## Given information

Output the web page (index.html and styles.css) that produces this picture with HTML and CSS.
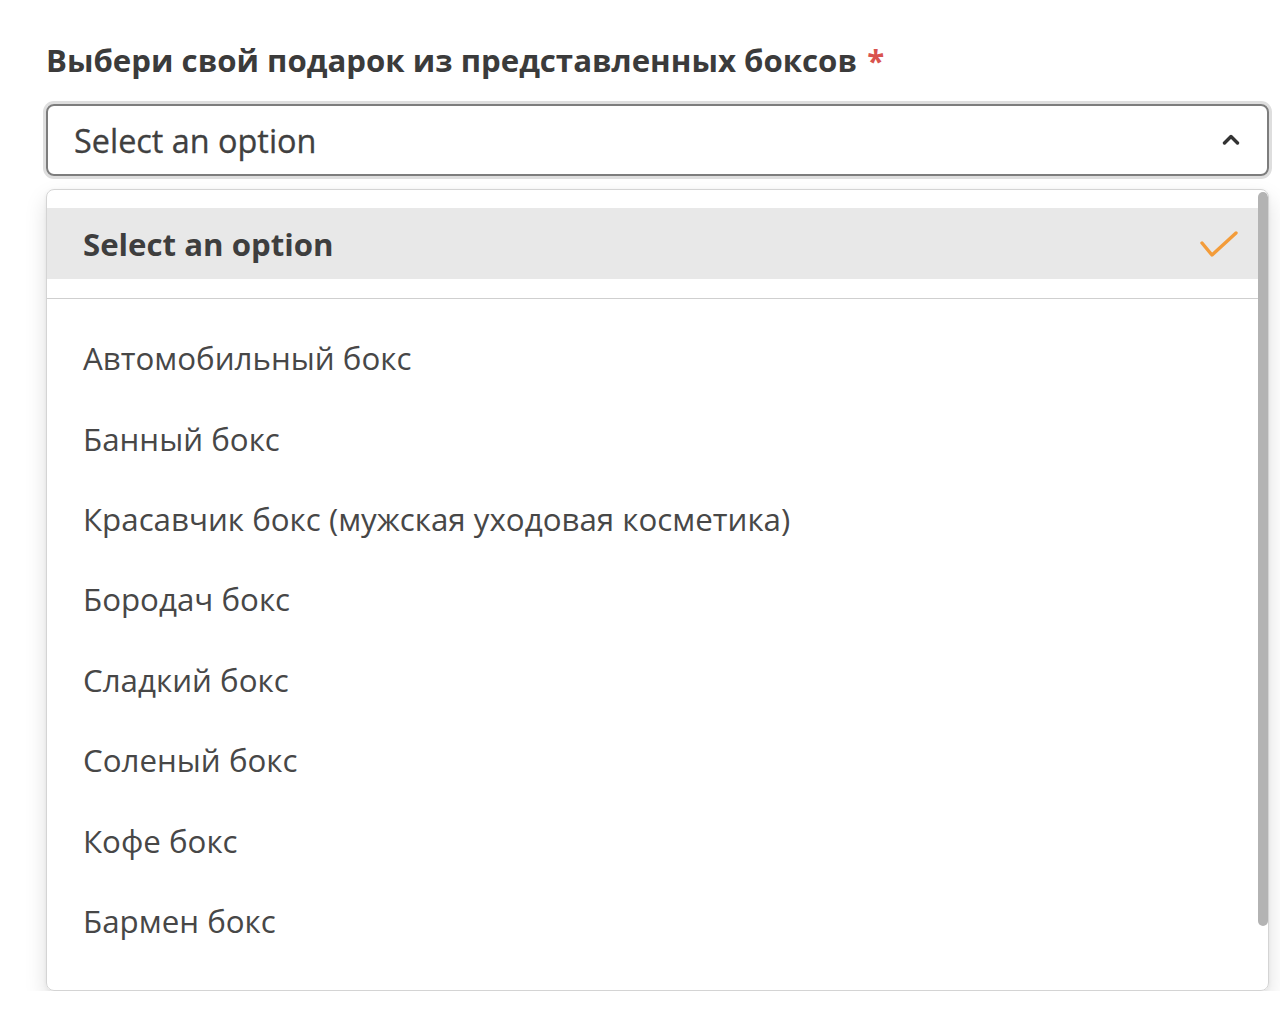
FILE: index.html
```html
<!DOCTYPE html>
<html lang="ru">
<head>
<meta charset="utf-8">
<link rel="stylesheet" href="styles.css">
</head>
<body>
<div class="field">
  <label class="label">Выбери свой подарок из представленных боксов <span class="req">*</span></label>
  <div class="select">
    <span class="select-value">Select an option</span>
    <svg class="caret" width="18" height="12" viewBox="0 0 18 12"><polyline points="2.5,10 9,3.5 15.5,10" fill="none" stroke="#333" stroke-width="3.4" stroke-linecap="round" stroke-linejoin="round"/></svg>
  </div>
  <div class="dropdown">
    <div class="list">
      <div class="option selected">
        <span>Select an option</span>
        <svg class="check" width="40" height="30" viewBox="0 0 40 30"><polyline points="3,13 13,25 37,3" fill="none" stroke="#f39c3a" stroke-width="3.4" stroke-linecap="round" stroke-linejoin="round"/></svg>
      </div>
      <div class="divider"></div>
      <div class="option">Автомобильный бокс</div>
      <div class="option">Банный бокс</div>
      <div class="option">Красавчик бокс (мужская уходовая косметика)</div>
      <div class="option">Бородач бокс</div>
      <div class="option">Сладкий бокс</div>
      <div class="option">Соленый бокс</div>
      <div class="option">Кофе бокс</div>
      <div class="option">Бармен бокс</div>
    </div>
    <div class="scrollbar"><div class="thumb"></div></div>
  </div>
</div>
</body>
</html>
```
FILE: styles.css
```css
* { box-sizing: border-box; }
html, body { margin: 0; background: #fff; }
body {
  font-family: "Open Sans", "Noto Sans", sans-serif;
  color: #454545;
  padding: 36px 11px 0 46px;
}
.field { display: flex; flex-direction: column; }
.label {
  font-weight: 700;
  font-size: 31.2px;
  color: #3b3b3b;
  line-height: 48px;
  margin-bottom: 20px;
}
.req { color: #d9534f; margin-left: 2px; }
.select {
  height: 72px;
  border: 2px solid #7d7d7d;
  border-radius: 8px;
  box-shadow: 0 0 0 3px #dedede;
  display: flex;
  align-items: center;
  justify-content: space-between;
  padding: 0 27px 0 26px;
}
.select-value { font-size: 32.4px; color: #404040; -webkit-text-stroke: 0.3px #404040; }
.caret { display: block; margin-top: -2px; }
.dropdown {
  margin-top: 13px;
  height: 802px;
  border: 1px solid #d4d4d4;
  border-radius: 8px;
  box-shadow: 0 10px 22px rgba(0,0,0,0.13), 0 1px 4px rgba(0,0,0,0.06);
  overflow: hidden;
  position: relative;
}
.list {
  padding-top: 18px;
  margin-right: 9px;
  display: flex;
  flex-direction: column;
}
.option {
  height: 80.4px;
  display: flex;
  align-items: center;
  padding-left: 36px;
  font-size: 31.3px;
  color: #474747;
  flex-shrink: 0;
}
.option.selected {
  height: 71px;
  background: #e8e8e8;
  font-weight: 700;
  font-size: 31.2px;
  color: #3e3e3e;
  justify-content: space-between;
  padding-right: 20px;
}
.check { display: block; margin-top: 2px; }
.divider {
  height: 1px;
  background: #cfcfcf;
  margin: 19px 0 19px;
  flex-shrink: 0;
}
.scrollbar {
  position: absolute;
  top: 2px;
  right: 0;
  width: 10px;
  height: 734px;
}
.thumb {
  width: 100%;
  height: 100%;
  background: #b3b3b3;
  border-radius: 5px;
}
```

## Exercise instructions
Leave out the pictures and copy the rest of the material above exactly.

## Solution to the exercise
Output the web page (index.html and styles.css) that produces this picture with HTML and CSS.
FILE: index.html
```html
<!DOCTYPE html>
<html lang="ru">
<head>
<meta charset="utf-8">
<link rel="stylesheet" href="styles.css">
</head>
<body>
<div class="field">
  <label class="label">Выбери свой подарок из представленных боксов <span class="req">*</span></label>
  <div class="select">
    <span class="select-value">Select an option</span>
    <svg class="caret" width="18" height="12" viewBox="0 0 18 12"><polyline points="2.5,10 9,3.5 15.5,10" fill="none" stroke="#333" stroke-width="3.4" stroke-linecap="round" stroke-linejoin="round"/></svg>
  </div>
  <div class="dropdown">
    <div class="list">
      <div class="option selected">
        <span>Select an option</span>
        <svg class="check" width="40" height="30" viewBox="0 0 40 30"><polyline points="3,13 13,25 37,3" fill="none" stroke="#f39c3a" stroke-width="3.4" stroke-linecap="round" stroke-linejoin="round"/></svg>
      </div>
      <div class="divider"></div>
      <div class="option">Автомобильный бокс</div>
      <div class="option">Банный бокс</div>
      <div class="option">Красавчик бокс (мужская уходовая косметика)</div>
      <div class="option">Бородач бокс</div>
      <div class="option">Сладкий бокс</div>
      <div class="option">Соленый бокс</div>
      <div class="option">Кофе бокс</div>
      <div class="option">Бармен бокс</div>
    </div>
    <div class="scrollbar"><div class="thumb"></div></div>
  </div>
</div>
</body>
</html>
```
FILE: styles.css
```css
* { box-sizing: border-box; }
html, body { margin: 0; background: #fff; }
body {
  font-family: "Open Sans", "Noto Sans", sans-serif;
  color: #454545;
  padding: 36px 11px 0 46px;
}
.field { display: flex; flex-direction: column; }
.label {
  font-weight: 700;
  font-size: 31.2px;
  color: #3b3b3b;
  line-height: 48px;
  margin-bottom: 20px;
}
.req { color: #d9534f; margin-left: 2px; }
.select {
  height: 72px;
  border: 2px solid #7d7d7d;
  border-radius: 8px;
  box-shadow: 0 0 0 3px #dedede;
  display: flex;
  align-items: center;
  justify-content: space-between;
  padding: 0 27px 0 26px;
}
.select-value { font-size: 32.4px; color: #404040; -webkit-text-stroke: 0.3px #404040; }
.caret { display: block; margin-top: -2px; }
.dropdown {
  margin-top: 13px;
  height: 802px;
  border: 1px solid #d4d4d4;
  border-radius: 8px;
  box-shadow: 0 10px 22px rgba(0,0,0,0.13), 0 1px 4px rgba(0,0,0,0.06);
  overflow: hidden;
  position: relative;
}
.list {
  padding-top: 18px;
  margin-right: 9px;
  display: flex;
  flex-direction: column;
}
.option {
  height: 80.4px;
  display: flex;
  align-items: center;
  padding-left: 36px;
  font-size: 31.3px;
  color: #474747;
  flex-shrink: 0;
}
.option.selected {
  height: 71px;
  background: #e8e8e8;
  font-weight: 700;
  font-size: 31.2px;
  color: #3e3e3e;
  justify-content: space-between;
  padding-right: 20px;
}
.check { display: block; margin-top: 2px; }
.divider {
  height: 1px;
  background: #cfcfcf;
  margin: 19px 0 19px;
  flex-shrink: 0;
}
.scrollbar {
  position: absolute;
  top: 2px;
  right: 0;
  width: 10px;
  height: 734px;
}
.thumb {
  width: 100%;
  height: 100%;
  background: #b3b3b3;
  border-radius: 5px;
}
```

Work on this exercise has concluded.